Bleeding and/or infection of the wound area are possible complications with any incision. Antibiotics and good surgical technique help prevent this. Some blood-tinged drainage is common in the first two days.

Other complications can include injury to the balance system, hearing loss, or facial nerve injury. Dizziness or a ringing in the ear (tinnitus) could also result.


What is a Simple Mastoidectomy?

In a simple mastoidectomy, the surgeon opens the bone and removes any infection. A tube may be placed in the eardrum to drain any pus or secretions present in the middle ear. Antibiotics are then given intravenously (through a vein) or by mouth.

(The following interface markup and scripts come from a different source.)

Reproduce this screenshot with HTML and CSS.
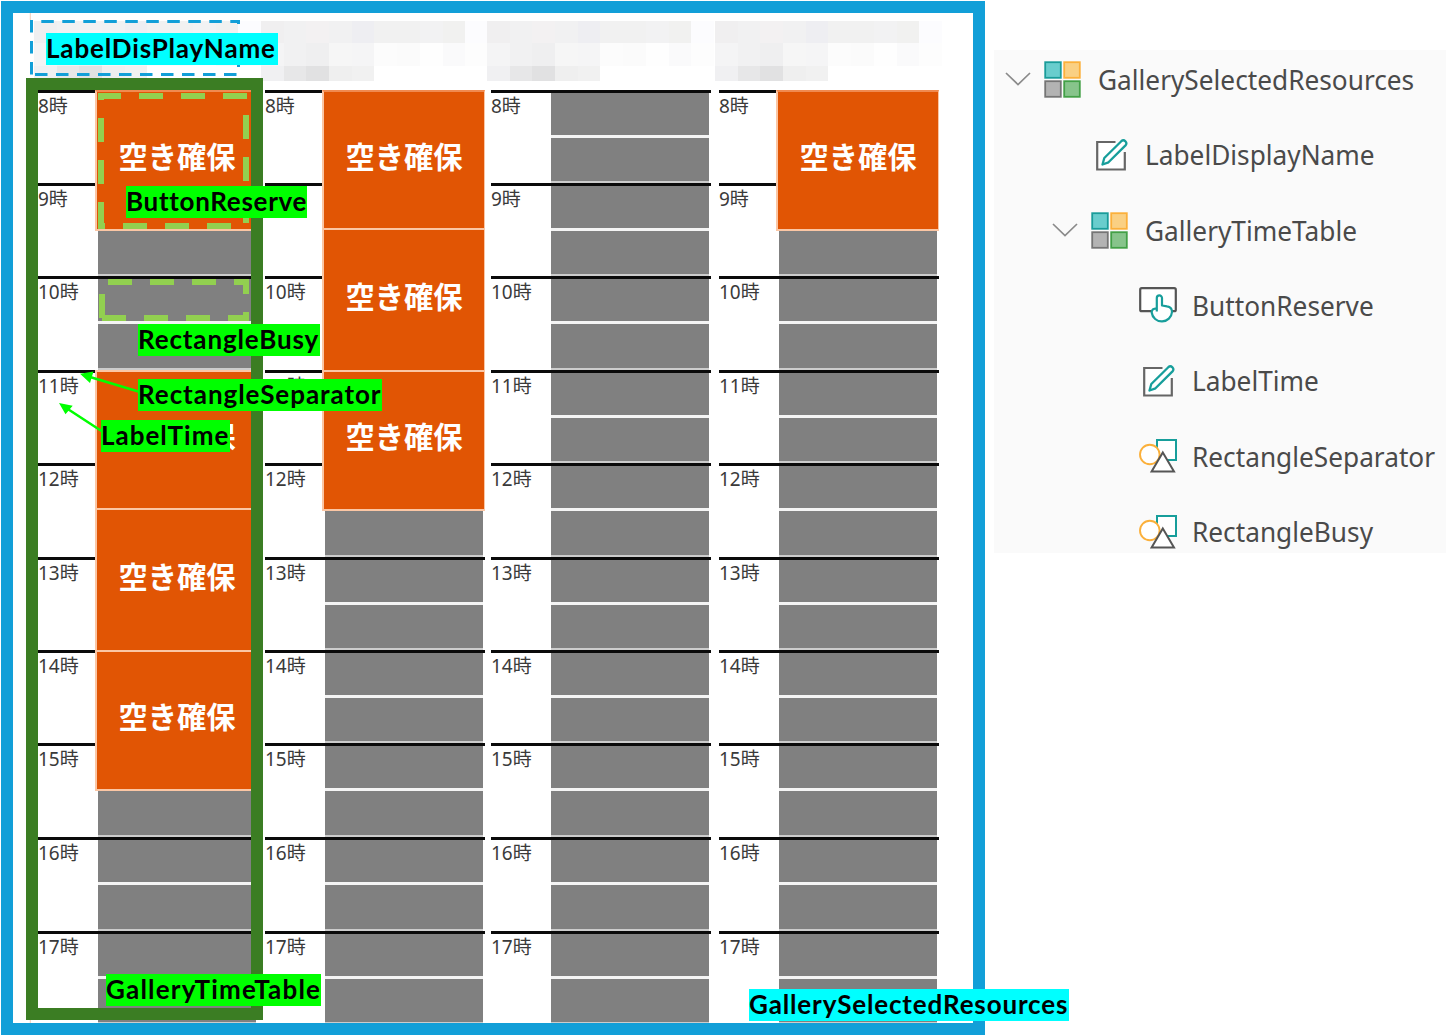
FILE: index.html
```html
<!DOCTYPE html>
<html lang="ja">
<head>
    <meta charset="UTF-8">
    <meta name="viewport" content="width=device-width, initial-scale=1.0">
    <title>GallerySelectedResources</title>
    <link rel="stylesheet" href="styles.css">
</head>
<body>
    <svg class="defs" width="0" height="0">
        <symbol id="chevron" viewBox="0 0 26 16">
            <path d="M1 2 L13 13.5 L25 2" fill="none" stroke="#8a8a8a" stroke-width="1.7"/>
        </symbol>
        <symbol id="gallery" viewBox="0 0 37 37">
            <g stroke-width="1.8">
                <rect x="1.2" y="1.2" width="15.6" height="15.6" fill="#69cdcd" stroke="#1a9c9a"/>
                <rect x="20.2" y="1.2" width="15.6" height="15.6" fill="#fad083" stroke="#fbb03b"/>
                <rect x="1.2" y="20.2" width="15.6" height="15.6" fill="#b3b3b3" stroke="#757575"/>
                <rect x="20.2" y="20.2" width="15.6" height="15.6" fill="#87c48b" stroke="#43a047"/>
            </g>
        </symbol>
        <symbol id="label" viewBox="0 0 34 34">
            <path d="M20.5 4H2.2V31.5H29.8V14" fill="#fff" stroke="#666" stroke-width="2.2"/>
            <path d="M7.5 26.5L9.3 20L26.3 3.2Q28.4 1.4 30.4 3.3Q32.3 5.3 30.5 7.4L13.5 24.3Z" fill="#fff" stroke="#179e9b" stroke-width="2.3" stroke-linejoin="round"/>
        </symbol>
        <symbol id="button" viewBox="0 0 38 38">
            <rect x="1.2" y="2.2" width="35.6" height="23" rx="1.5" fill="#fff" stroke="#555" stroke-width="2.2"/>
            <path d="M17.8 25.5V12A2.6 2.6 0 0 1 23 12V19.5L28 20.3Q33.2 21 33 26A10.2 10.2 0 0 1 12.7 26.5Q12.5 22.5 17.8 22.3" fill="#fff" stroke="#179e9b" stroke-width="2.2" stroke-linejoin="round"/>
        </symbol>
        <symbol id="shape" viewBox="0 0 38 36">
            <rect x="18" y="2" width="19" height="20" fill="#fff" stroke="#179e9b" stroke-width="2"/>
            <circle cx="10.8" cy="16.5" r="9.8" fill="#fff" stroke="#fbb03b" stroke-width="1.9"/>
            <path d="M23.8 14.5L35 33.5H12.6Z" fill="#fff" stroke="#555" stroke-width="2"/>
        </symbol>
    </svg>

    <div class="page">
        <main class="board" id="board"></main>

        <aside class="tree">
            <div class="node level0">
                <svg class="chevron"><use href="#chevron"/></svg>
                <svg class="icon gallery"><use href="#gallery"/></svg>
                <span>GallerySelectedResources</span>
            </div>
            <div class="node level1">
                <svg class="icon label"><use href="#label"/></svg>
                <span>LabelDisplayName</span>
            </div>
            <div class="node level1 parent">
                <svg class="chevron"><use href="#chevron"/></svg>
                <svg class="icon gallery"><use href="#gallery"/></svg>
                <span>GalleryTimeTable</span>
            </div>
            <div class="node level2">
                <svg class="icon button"><use href="#button"/></svg>
                <span>ButtonReserve</span>
            </div>
            <div class="node level2">
                <svg class="icon label"><use href="#label"/></svg>
                <span>LabelTime</span>
            </div>
            <div class="node level2">
                <svg class="icon shape"><use href="#shape"/></svg>
                <span>RectangleSeparator</span>
            </div>
            <div class="node level2">
                <svg class="icon shape"><use href="#shape"/></svg>
                <span>RectangleBusy</span>
            </div>
        </aside>
    </div>

    <!-- frames, dashed outlines and arrows over the timetable -->
    <div class="time-frame"></div>
    <svg class="marks" width="1446" height="1036">
        <path d="M30.3 13V20M30.3 1020V1023" stroke="#f3cdb8" stroke-width="1"/>
        <g stroke="#129fd8" stroke-width="3" stroke-dasharray="12.5 8.5">
            <path d="M41.3 21.5H240"/>
            <path d="M31.5 20V76" />
            <path d="M35 74.5H240"/>
            <path d="M238.5 20V24M238.5 62V67" stroke-dasharray="none"/>
        </g>
        <g stroke="#92d050" stroke-width="6" stroke-dasharray="24 18">
            <path d="M98 96H249" stroke-dashoffset="1"/>
            <path d="M101 93V100" stroke-dasharray="none"/>
            <path d="M101 118V229"/>
            <path d="M246 115V223"/>
            <path d="M98 226H105" stroke-dasharray="none"/>
            <path d="M123 226H232"/>
            <path d="M108 282H249"/>
            <path d="M102 318H249"/>
            <path d="M102 294V318M246 279V294M246 312V321" stroke-dasharray="none"/>
        </g>
        <g stroke="#0f0" stroke-width="2.5" fill="#0f0">
            <path d="M140 392L90 377M103 432L67 408.5"/>
            <path d="M80 373.7L93.5 371.5L90 383Z M59 403L72.7 405.7L65.5 414.3Z" stroke="none"/>
        </g>
    </svg>
    <span class="tag cyan tag-name">LabelDisPlayName</span>
    <span class="tag tag-reserve">ButtonReserve</span>
    <span class="tag tag-busy">RectangleBusy</span>
    <span class="tag tag-separator">RectangleSeparator</span>
    <span class="tag tag-time">LabelTime</span>
    <span class="tag tag-table">GalleryTimeTable</span>
    <span class="tag cyan tag-resources">GallerySelectedResources</span>

    <script>
        // each start is a half-hour index from 8:00, a reservation takes 3 of them
        const resources = [[0, 6, 9, 12], [0, 3, 6], [], [0]];

        // blurred resource names
        const mosaic = [
            "#f0eff0", "#f1f1f2", "#f3f1f2", "#f1f1f2", "#eeeef2", "#f1f1f1", "#f1f1f1", "#f2f2f3", "#f1f1f0", "#fcfcfe",
            "#f4f4f5", "#f1f1f2", "#efeff0", "#f6f6f6", "#f5f5f6", "#fcfcfc", "#fbfbfb", "#fefefe", "#fafafb", "#fdfdfd",
            "#f0f0f2", "#e7e7e8", "#e1e1e2", "#efefef", "#f1f1f1"
        ];

        const board = document.getElementById("board");
        resources.forEach(starts => {
            let cells = "";
            for (let i = 0; i < 20; i++) {
                const hour = 8 + i / 2;
                if (i % 2 === 0) {
                    cells += `<div class="time" style="grid-row: ${i + 1} / span 2">${hour}時</div>`;
                }
                cells += `<div class="busy ${i % 2 ? 'half' : 'full'}" style="grid-row: ${i + 1}"></div>`;
            }
            starts.forEach(s => {
                cells += `<div class="reserve" style="grid-row: ${s + 1} / span 3">空き確保</div>`;
            });
            board.innerHTML += `
                <section class="resource">
                    <div class="name">${mosaic.map(c => `<i style="background: ${c}"></i>`).join("")}</div>
                    <div class="timetable">${cells}</div>
                </section>`;
        });
    </script>
</body>
</html>
```

FILE: styles.css
```css
* {
    box-sizing: border-box;
}
body {
    margin: 0;
    position: relative;
    height: 1036px;
    overflow: hidden;
    background: #fff;
    font-family: "Noto Sans", "Noto Sans CJK JP", sans-serif;
}
.defs {
    position: absolute;
}
.page {
    display: flex;
    align-items: flex-start;
    padding: 1px 0 0 1px;
}
.board {
    display: flex;
    flex: none;
    gap: 7px;
    width: 984px;
    height: 1034px;
    padding: 8px 0 0 25px;
    border: 12px solid #129fd8;
    overflow: hidden;
}
.resource {
    flex: none;
    width: 220px;
}
.resource:nth-child(3) {
    margin: 0 1px 0 -1px;
}
.name {
    display: grid;
    grid-template-columns: repeat(10, 22.7px);
    grid-template-rows: 22px 23px 15px;
    margin: 0 0 9px -4px;
}
.timetable {
    display: grid;
    grid-template-columns: 58px 162px;
    grid-template-rows: 45px 48px 45px 48px 45px 49px 45px 48px 45px 49px 45px 48px 45px 48px 45px 49px 45px 49px 45px 48px;
}
.time {
    grid-column: 1;
    margin-right: 1px;
    padding-top: 1px;
    border-top: 3px solid #0a0a0a;
    font-size: 19px;
    line-height: 24px;
    color: #3a3a3a;
    white-space: nowrap;
}
.busy {
    grid-column: 2;
    margin: 0 2px 0 1.5px;
    background: #808080;
}
.busy.full {
    border-top: 3px solid #0a0a0a;
    margin: 0 0 0 -1px;
    padding: 0 2px 0 2.5px;
    background-clip: content-box;
}
.busy.half {
    border-top: 3px solid #f4f4f4;
    border-bottom: 2px solid #ccc;
}
.reserve {
    grid-column: 2;
    display: flex;
    align-items: center;
    justify-content: center;
    margin: 0 0 -3px -1px;
    padding-bottom: 10px;
    border: 2px solid #fbc6a4;
    border-top-color: #f08a50;
    border-right-width: 1px;
    background: #e15504;
    color: #fff;
    font-size: 29.3px;
    font-weight: bold;
}
.reserve + .reserve {
    border-top-color: #fbc6a4;
}
.tree {
    width: 452px;
    height: 503px;
    margin: 49px 0 0 9px;
    background: #fafafa;
    color: #4a4a4a;
    font-size: 28px;
}
.node {
    display: flex;
    align-items: center;
    height: 75.4px;
    white-space: nowrap;
}
.node:first-child {
    height: 58px;
    margin-bottom: 9px;
}
.node svg {
    flex: none;
}
.node span {
    padding-bottom: 1px;
    transform: scaleX(0.937);
    transform-origin: left;
}
.level0 { padding-left: 11px; }
.level1 { padding-left: 101px; }
.level1.parent { padding-left: 58px; }
.level2 { padding-left: 145px; }
.chevron {
    width: 26px;
    height: 16px;
    margin-right: 13px;
}
.icon.gallery {
    width: 37px;
    height: 37px;
    margin-right: 17px;
}
.icon.label {
    width: 34px;
    height: 34px;
    margin-right: 16px;
}
.level2 .icon.label {
    margin-left: 3px;
    margin-right: 16px;
}
.icon.button, .icon.shape {
    width: 38px;
    height: 38px;
    margin-right: 15px;
}
.time-frame {
    position: absolute;
    left: 26px;
    top: 78px;
    width: 237px;
    height: 942px;
    border: 12px solid #3b7d23;
}
.marks {
    position: absolute;
    left: 0;
    top: 0;
    fill: none;
}
.tag {
    position: absolute;
    height: 32px;
    background: #0f0;
    color: #000;
    font-family: Lato, "Noto Sans CJK JP", sans-serif;
    font-size: 26px;
    font-weight: bold;
    letter-spacing: 0.85px;
    line-height: 31px;
    white-space: nowrap;
}
.cyan { background: #0ff; }
.tag-name { left: 46px; top: 33px; width: 232px; }
.tag-reserve { left: 126px; top: 186px; width: 181px; letter-spacing: 0.7px; }
.tag-busy { left: 138px; top: 324px; width: 182px; }
.tag-separator { left: 138px; top: 379px; width: 244px; letter-spacing: 0.95px; }
.tag-time { left: 101px; top: 420px; width: 129px; letter-spacing: 1px; }
.tag-table { left: 106px; top: 974px; width: 215px; letter-spacing: 1.2px; }
.tag-resources { left: 749px; top: 989px; width: 320px; }
```
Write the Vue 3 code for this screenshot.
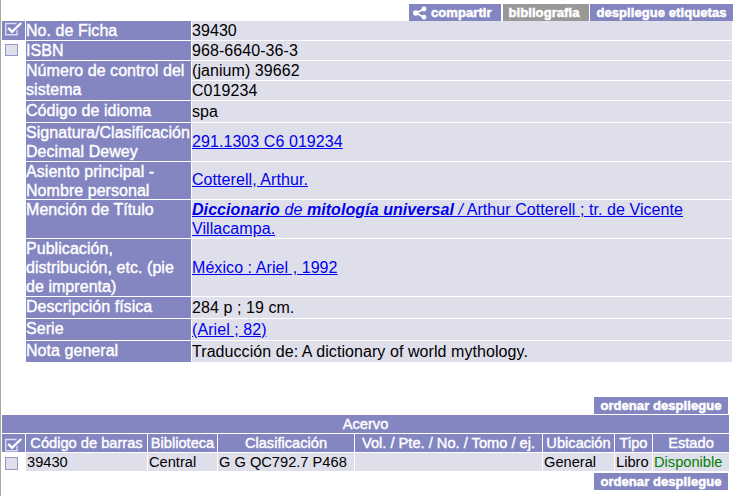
<script setup>
const records = [
  { label: 'No. de Ficha', values: ['39430'], h: 19 },
  { label: 'ISBN', values: ['968-6640-36-3'], h: 19 },
  { label: 'Número de control del sistema', values: ['(janium) 39662', 'C019234'], h: 39 },
  { label: 'Código de idioma', values: ['spa'], h: 21 },
  { label: 'Signatura/Clasificación Decimal Dewey', values: ['291.1303 C6 019234'], h: 38, link: true, raised: true },
  { label: 'Asiento principal - Nombre personal', values: ['Cotterell, Arthur.'], h: 37, link: true, raised: true },
  { label: 'Mención de Título', title: true, h: 38 },
  { label: 'Publicación, distribución, etc. (pie de imprenta)', values: ['México : Ariel , 1992'], h: 57, link: true },
  { label: 'Descripción física', values: ['284 p ; 19 cm.'], h: 21 },
  { label: 'Serie', values: ['(Ariel ; 82)'], h: 21, link: true },
  { label: 'Nota general', values: ['Traducción de: A dictionary of world mythology.'], h: 21 },
]
const headers = ['Código de barras', 'Biblioteca', 'Clasificación', 'Vol. / Pte. / No. / Tomo / ej.', 'Ubicación', 'Tipo', 'Estado']
const cells = ['39430', 'Central', 'G G QC792.7 P468', '', 'General', 'Libro', 'Disponible']
</script>

<template>
  <main class="page">
    <nav class="actions">
      <a class="btn share">
        <svg width="14" height="14" viewBox="0 0 14 14">
          <path d="M11 3 3 7 11 11.2" fill="none" stroke="#fff" stroke-width="1.8" />
          <circle cx="11" cy="3" r="2.4" fill="#fff" /><circle cx="2.8" cy="7" r="2.8" fill="#fff" /><circle cx="11" cy="11.2" r="2.4" fill="#fff" />
        </svg>
        <span>compartir</span>
      </a>
      <a class="btn biblio">bibliografia</a>
      <a class="btn tags">despliegue etiquetas</a>
    </nav>

    <section class="detail">
      <div class="checks">
        <div class="check-head">
          <svg width="19" height="14" viewBox="0 0 19 14"><path d="M12.5 1.5H1.7v11.2h11.4V8" fill="none" stroke="#dcdcf0" stroke-width="1.4" /><path d="M4.2 5.8 8 9.8 17.2 1" fill="none" stroke="#fff" stroke-width="2.4" /></svg>
        </div>
        <div class="check-body"><span class="box"></span></div>
      </div>
      <div class="rows">
        <div v-for="r in records" :key="r.label" class="row" :style="{ height: r.h + 'px' }">
          <div class="label">{{ r.label }}</div>
          <div class="values">
            <div v-if="r.title" class="value"><a class="link"><i><b>Diccionario</b> de <b>mitología universal</b> /</i> Arthur Cotterell ; tr. de Vicente Villacampa.</a></div>
            <template v-else>
              <div v-for="v in r.values" :key="v" class="value" :class="{ raised: r.raised }"><a v-if="r.link" class="link">{{ v }}</a><span v-else>{{ v }}</span></div>
            </template>
          </div>
        </div>
      </div>
    </section>

    <div class="order"><a class="btn sort">ordenar despliegue</a></div>
    <section class="holdings">
      <div class="caption">Acervo</div>
      <div class="check-head">
        <svg width="19" height="14" viewBox="0 0 19 14"><path d="M12.5 1.5H1.7v11.2h11.4V8" fill="none" stroke="#dcdcf0" stroke-width="1.4" /><path d="M4.2 5.8 8 9.8 17.2 1" fill="none" stroke="#fff" stroke-width="2.4" /></svg>
      </div>
      <div v-for="h in headers" :key="h" class="th">{{ h }}</div>
      <div class="check-cell"><span class="box"></span></div>
      <div v-for="c in cells" :key="c" class="td" :class="{ available: c === 'Disponible' }">{{ c }}</div>
    </section>
    <div class="order below"><a class="btn sort">ordenar despliegue</a></div>
  </main>
</template>

<style>
body { margin: 0; background: #fff; overflow: hidden; }
</style>
<style scoped>
.page { box-sizing: border-box; width: 736px; height: 496px; padding: 4px 0 0 1px; border-left: 1px solid #aaaa9e; font-family: "Liberation Sans", Arial, sans-serif; font-size: 16px; line-height: 19px; color: #000; background: #fff; }
.actions { display: flex; height: 17px; padding-left: 407px; }
.btn { box-sizing: border-box; display: flex; align-items: center; justify-content: center; height: 17px; font-size: 13px; font-weight: bold; line-height: 17px; letter-spacing: 0.07px; white-space: nowrap; color: #fff; background: #8486c1; -webkit-text-stroke: 0.5px #fff; }
.share { justify-content: flex-start; width: 92px; margin-right: 2px; padding-left: 4px; gap: 4px; }
.biblio { width: 86px; margin-right: 1px; padding-right: 4px; background: #999; }
.tags { width: 143px; }
.detail { display: flex; gap: 1px; height: 341px; }
.checks { width: 23px; }
.check-head { box-sizing: border-box; display: flex; align-items: flex-start; height: 19px; padding: 1px 0 0 2px; background: #8486c1; }
.check-body { padding: 4px 0 0 3px; }
.box { display: block; box-sizing: border-box; width: 13px; height: 12px; border: 1px solid #9696c8; background: #dfdfeb; }
.rows { display: flex; flex-direction: column; gap: 1px; }
.row { display: flex; gap: 1px; }
.label { width: 165px; letter-spacing: 0.05px; color: #fff; background: #8486c1; -webkit-text-stroke: 0.4px #fff; }
.values { display: flex; flex-direction: column; gap: 1px; width: 540px; letter-spacing: 0.07px; }
.value { box-sizing: border-box; display: flex; align-items: center; flex: 1; background: #dfdfeb; }
.raised { padding-bottom: 2px; }
.link { color: #0000ee; text-decoration: underline; }
.order { display: flex; padding: 35px 0 1px 592px; }
.below { padding: 2px 0 0 592px; }
.sort { width: 134px; }
.holdings { display: grid; width: 727px; grid-template-columns: 23px 121px 69px 136px 187px 71px 37px 76px; grid-template-rows: 18px 18px 18px; gap: 1px; font-size: 14.65px; line-height: 18px; white-space: nowrap; }
.holdings .check-head { height: 18px; padding-top: 4px; }
.caption { grid-column: 1 / -1; }
.caption, .th { text-align: center; color: #fff; background: #8486c1; -webkit-text-stroke: 0.4px #fff; }
.td { padding-left: 1px; background: #dfdfeb; }
.check-cell { padding: 4px 0 0 3px; }
.check-cell .box { height: 13px; }
.available { color: #008000; }
</style>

What is a Radical Mastoidectomy?

A radical mastoidectomy removes the most bone and is indicated for extensive spread of a cholesteatoma. The eardrum and middle ear structures may be completely removed. Usually the stapes (the “stirrup” shaped bone) is spared if possible to help preserve some hearing.

What is a Modified Radical Mastoidectomy?

A modified radical mastoidectomy means that some middle ear bones are left in place and the eardrum is rebuilt (TYMPANOPLASTY). Both a modified radical and a radical mastoidectomy usually result in less than normal hearing.

What are the complications and risks involved in Mastoidectomy?

Although complications do not often occur, they include persistent ear drainage, infection in the mastoid cavity, and hearing loss which may be permanent. Facial nerve injury (paralysis of the face on the side of the surgery) is a rare but potential hazard in mastoid surgery. There may be dizziness for a short time after surgery, but it is rarely permanent. Loss of taste on the side of the tongue usually lasts a few weeks but may be permanent. In extremely rare instances, brain infection (meningitis) has been known to occur.